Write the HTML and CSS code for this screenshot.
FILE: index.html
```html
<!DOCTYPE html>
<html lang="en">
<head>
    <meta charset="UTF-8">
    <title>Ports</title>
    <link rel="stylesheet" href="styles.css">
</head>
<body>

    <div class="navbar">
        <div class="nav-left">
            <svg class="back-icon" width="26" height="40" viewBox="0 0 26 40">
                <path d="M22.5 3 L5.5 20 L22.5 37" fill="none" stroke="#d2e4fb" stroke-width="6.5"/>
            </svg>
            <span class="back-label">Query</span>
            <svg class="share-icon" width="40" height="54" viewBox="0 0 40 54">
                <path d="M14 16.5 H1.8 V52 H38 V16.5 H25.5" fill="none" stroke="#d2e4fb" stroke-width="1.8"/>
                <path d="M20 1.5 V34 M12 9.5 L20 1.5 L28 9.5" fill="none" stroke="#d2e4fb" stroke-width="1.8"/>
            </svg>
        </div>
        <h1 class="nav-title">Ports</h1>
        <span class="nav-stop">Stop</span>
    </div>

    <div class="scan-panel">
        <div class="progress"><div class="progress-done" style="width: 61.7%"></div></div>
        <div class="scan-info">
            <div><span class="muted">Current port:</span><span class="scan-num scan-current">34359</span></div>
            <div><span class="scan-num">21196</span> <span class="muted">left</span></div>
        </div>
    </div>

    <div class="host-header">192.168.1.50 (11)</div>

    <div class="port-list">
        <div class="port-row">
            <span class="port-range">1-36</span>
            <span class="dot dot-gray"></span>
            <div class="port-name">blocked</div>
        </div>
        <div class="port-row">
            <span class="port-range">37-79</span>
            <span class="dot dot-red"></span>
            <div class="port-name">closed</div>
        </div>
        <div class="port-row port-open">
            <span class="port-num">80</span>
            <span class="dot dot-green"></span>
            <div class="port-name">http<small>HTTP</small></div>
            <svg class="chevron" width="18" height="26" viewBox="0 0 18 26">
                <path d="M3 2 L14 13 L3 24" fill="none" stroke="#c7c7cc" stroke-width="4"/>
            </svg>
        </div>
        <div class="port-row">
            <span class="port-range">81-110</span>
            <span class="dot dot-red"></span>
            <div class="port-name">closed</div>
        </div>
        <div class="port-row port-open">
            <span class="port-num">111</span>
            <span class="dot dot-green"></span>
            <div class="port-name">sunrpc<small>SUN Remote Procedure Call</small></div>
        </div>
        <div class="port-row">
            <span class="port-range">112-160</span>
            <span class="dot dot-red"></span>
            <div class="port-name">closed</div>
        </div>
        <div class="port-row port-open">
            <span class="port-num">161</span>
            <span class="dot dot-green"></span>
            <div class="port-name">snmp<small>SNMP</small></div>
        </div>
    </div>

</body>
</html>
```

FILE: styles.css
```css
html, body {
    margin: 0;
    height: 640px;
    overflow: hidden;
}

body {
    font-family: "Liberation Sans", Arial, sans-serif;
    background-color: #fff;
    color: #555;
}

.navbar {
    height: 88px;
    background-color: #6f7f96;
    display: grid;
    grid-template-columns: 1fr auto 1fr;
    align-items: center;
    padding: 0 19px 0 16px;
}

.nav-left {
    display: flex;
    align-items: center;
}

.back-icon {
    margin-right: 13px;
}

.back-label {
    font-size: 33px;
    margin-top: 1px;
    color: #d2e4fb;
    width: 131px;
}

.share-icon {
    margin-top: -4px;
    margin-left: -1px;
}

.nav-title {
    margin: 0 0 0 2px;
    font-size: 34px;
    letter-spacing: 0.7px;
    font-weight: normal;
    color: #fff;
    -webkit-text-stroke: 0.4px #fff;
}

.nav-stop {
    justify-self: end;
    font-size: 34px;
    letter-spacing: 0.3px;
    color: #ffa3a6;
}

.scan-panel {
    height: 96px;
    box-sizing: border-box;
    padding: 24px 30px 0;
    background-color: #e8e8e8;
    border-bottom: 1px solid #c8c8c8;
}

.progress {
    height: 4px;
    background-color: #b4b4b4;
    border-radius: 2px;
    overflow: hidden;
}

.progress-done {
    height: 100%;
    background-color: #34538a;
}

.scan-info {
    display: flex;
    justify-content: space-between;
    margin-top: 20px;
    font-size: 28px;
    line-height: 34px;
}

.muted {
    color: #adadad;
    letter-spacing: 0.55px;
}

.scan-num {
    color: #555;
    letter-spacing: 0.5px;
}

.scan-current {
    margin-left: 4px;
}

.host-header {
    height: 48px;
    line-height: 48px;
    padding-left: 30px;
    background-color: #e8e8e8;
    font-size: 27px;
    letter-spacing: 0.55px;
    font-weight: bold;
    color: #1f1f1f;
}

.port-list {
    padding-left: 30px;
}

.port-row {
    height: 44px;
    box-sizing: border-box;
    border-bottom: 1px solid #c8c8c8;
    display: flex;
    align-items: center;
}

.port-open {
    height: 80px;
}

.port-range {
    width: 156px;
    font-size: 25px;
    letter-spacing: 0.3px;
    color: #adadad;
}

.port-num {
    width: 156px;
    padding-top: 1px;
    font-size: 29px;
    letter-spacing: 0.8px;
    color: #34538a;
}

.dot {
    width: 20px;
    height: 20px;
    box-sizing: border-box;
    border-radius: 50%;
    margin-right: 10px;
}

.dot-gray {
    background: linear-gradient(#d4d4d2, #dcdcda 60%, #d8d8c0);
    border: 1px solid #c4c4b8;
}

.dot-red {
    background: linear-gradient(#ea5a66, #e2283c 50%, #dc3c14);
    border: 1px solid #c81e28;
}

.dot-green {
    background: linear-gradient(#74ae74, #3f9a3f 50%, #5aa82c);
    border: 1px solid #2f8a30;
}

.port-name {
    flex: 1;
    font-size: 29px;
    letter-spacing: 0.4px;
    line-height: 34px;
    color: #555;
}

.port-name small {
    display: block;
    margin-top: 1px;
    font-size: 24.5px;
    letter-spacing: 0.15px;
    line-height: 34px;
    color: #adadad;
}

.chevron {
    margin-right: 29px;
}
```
┄┄┄┄┄┄┄┄┄┄┄┄┄┄┄┄┄┄┄┄
WRITTEN INSTRUCTION: Copy out each line exactly.

EXERCISE ANSWER:
Write the HTML and CSS code for this screenshot.
FILE: index.html
```html
<!DOCTYPE html>
<html lang="en">
<head>
    <meta charset="UTF-8">
    <title>Ports</title>
    <link rel="stylesheet" href="styles.css">
</head>
<body>

    <div class="navbar">
        <div class="nav-left">
            <svg class="back-icon" width="26" height="40" viewBox="0 0 26 40">
                <path d="M22.5 3 L5.5 20 L22.5 37" fill="none" stroke="#d2e4fb" stroke-width="6.5"/>
            </svg>
            <span class="back-label">Query</span>
            <svg class="share-icon" width="40" height="54" viewBox="0 0 40 54">
                <path d="M14 16.5 H1.8 V52 H38 V16.5 H25.5" fill="none" stroke="#d2e4fb" stroke-width="1.8"/>
                <path d="M20 1.5 V34 M12 9.5 L20 1.5 L28 9.5" fill="none" stroke="#d2e4fb" stroke-width="1.8"/>
            </svg>
        </div>
        <h1 class="nav-title">Ports</h1>
        <span class="nav-stop">Stop</span>
    </div>

    <div class="scan-panel">
        <div class="progress"><div class="progress-done" style="width: 61.7%"></div></div>
        <div class="scan-info">
            <div><span class="muted">Current port:</span><span class="scan-num scan-current">34359</span></div>
            <div><span class="scan-num">21196</span> <span class="muted">left</span></div>
        </div>
    </div>

    <div class="host-header">192.168.1.50 (11)</div>

    <div class="port-list">
        <div class="port-row">
            <span class="port-range">1-36</span>
            <span class="dot dot-gray"></span>
            <div class="port-name">blocked</div>
        </div>
        <div class="port-row">
            <span class="port-range">37-79</span>
            <span class="dot dot-red"></span>
            <div class="port-name">closed</div>
        </div>
        <div class="port-row port-open">
            <span class="port-num">80</span>
            <span class="dot dot-green"></span>
            <div class="port-name">http<small>HTTP</small></div>
            <svg class="chevron" width="18" height="26" viewBox="0 0 18 26">
                <path d="M3 2 L14 13 L3 24" fill="none" stroke="#c7c7cc" stroke-width="4"/>
            </svg>
        </div>
        <div class="port-row">
            <span class="port-range">81-110</span>
            <span class="dot dot-red"></span>
            <div class="port-name">closed</div>
        </div>
        <div class="port-row port-open">
            <span class="port-num">111</span>
            <span class="dot dot-green"></span>
            <div class="port-name">sunrpc<small>SUN Remote Procedure Call</small></div>
        </div>
        <div class="port-row">
            <span class="port-range">112-160</span>
            <span class="dot dot-red"></span>
            <div class="port-name">closed</div>
        </div>
        <div class="port-row port-open">
            <span class="port-num">161</span>
            <span class="dot dot-green"></span>
            <div class="port-name">snmp<small>SNMP</small></div>
        </div>
    </div>

</body>
</html>
```

FILE: styles.css
```css
html, body {
    margin: 0;
    height: 640px;
    overflow: hidden;
}

body {
    font-family: "Liberation Sans", Arial, sans-serif;
    background-color: #fff;
    color: #555;
}

.navbar {
    height: 88px;
    background-color: #6f7f96;
    display: grid;
    grid-template-columns: 1fr auto 1fr;
    align-items: center;
    padding: 0 19px 0 16px;
}

.nav-left {
    display: flex;
    align-items: center;
}

.back-icon {
    margin-right: 13px;
}

.back-label {
    font-size: 33px;
    margin-top: 1px;
    color: #d2e4fb;
    width: 131px;
}

.share-icon {
    margin-top: -4px;
    margin-left: -1px;
}

.nav-title {
    margin: 0 0 0 2px;
    font-size: 34px;
    letter-spacing: 0.7px;
    font-weight: normal;
    color: #fff;
    -webkit-text-stroke: 0.4px #fff;
}

.nav-stop {
    justify-self: end;
    font-size: 34px;
    letter-spacing: 0.3px;
    color: #ffa3a6;
}

.scan-panel {
    height: 96px;
    box-sizing: border-box;
    padding: 24px 30px 0;
    background-color: #e8e8e8;
    border-bottom: 1px solid #c8c8c8;
}

.progress {
    height: 4px;
    background-color: #b4b4b4;
    border-radius: 2px;
    overflow: hidden;
}

.progress-done {
    height: 100%;
    background-color: #34538a;
}

.scan-info {
    display: flex;
    justify-content: space-between;
    margin-top: 20px;
    font-size: 28px;
    line-height: 34px;
}

.muted {
    color: #adadad;
    letter-spacing: 0.55px;
}

.scan-num {
    color: #555;
    letter-spacing: 0.5px;
}

.scan-current {
    margin-left: 4px;
}

.host-header {
    height: 48px;
    line-height: 48px;
    padding-left: 30px;
    background-color: #e8e8e8;
    font-size: 27px;
    letter-spacing: 0.55px;
    font-weight: bold;
    color: #1f1f1f;
}

.port-list {
    padding-left: 30px;
}

.port-row {
    height: 44px;
    box-sizing: border-box;
    border-bottom: 1px solid #c8c8c8;
    display: flex;
    align-items: center;
}

.port-open {
    height: 80px;
}

.port-range {
    width: 156px;
    font-size: 25px;
    letter-spacing: 0.3px;
    color: #adadad;
}

.port-num {
    width: 156px;
    padding-top: 1px;
    font-size: 29px;
    letter-spacing: 0.8px;
    color: #34538a;
}

.dot {
    width: 20px;
    height: 20px;
    box-sizing: border-box;
    border-radius: 50%;
    margin-right: 10px;
}

.dot-gray {
    background: linear-gradient(#d4d4d2, #dcdcda 60%, #d8d8c0);
    border: 1px solid #c4c4b8;
}

.dot-red {
    background: linear-gradient(#ea5a66, #e2283c 50%, #dc3c14);
    border: 1px solid #c81e28;
}

.dot-green {
    background: linear-gradient(#74ae74, #3f9a3f 50%, #5aa82c);
    border: 1px solid #2f8a30;
}

.port-name {
    flex: 1;
    font-size: 29px;
    letter-spacing: 0.4px;
    line-height: 34px;
    color: #555;
}

.port-name small {
    display: block;
    margin-top: 1px;
    font-size: 24.5px;
    letter-spacing: 0.15px;
    line-height: 34px;
    color: #adadad;
}

.chevron {
    margin-right: 29px;
}
```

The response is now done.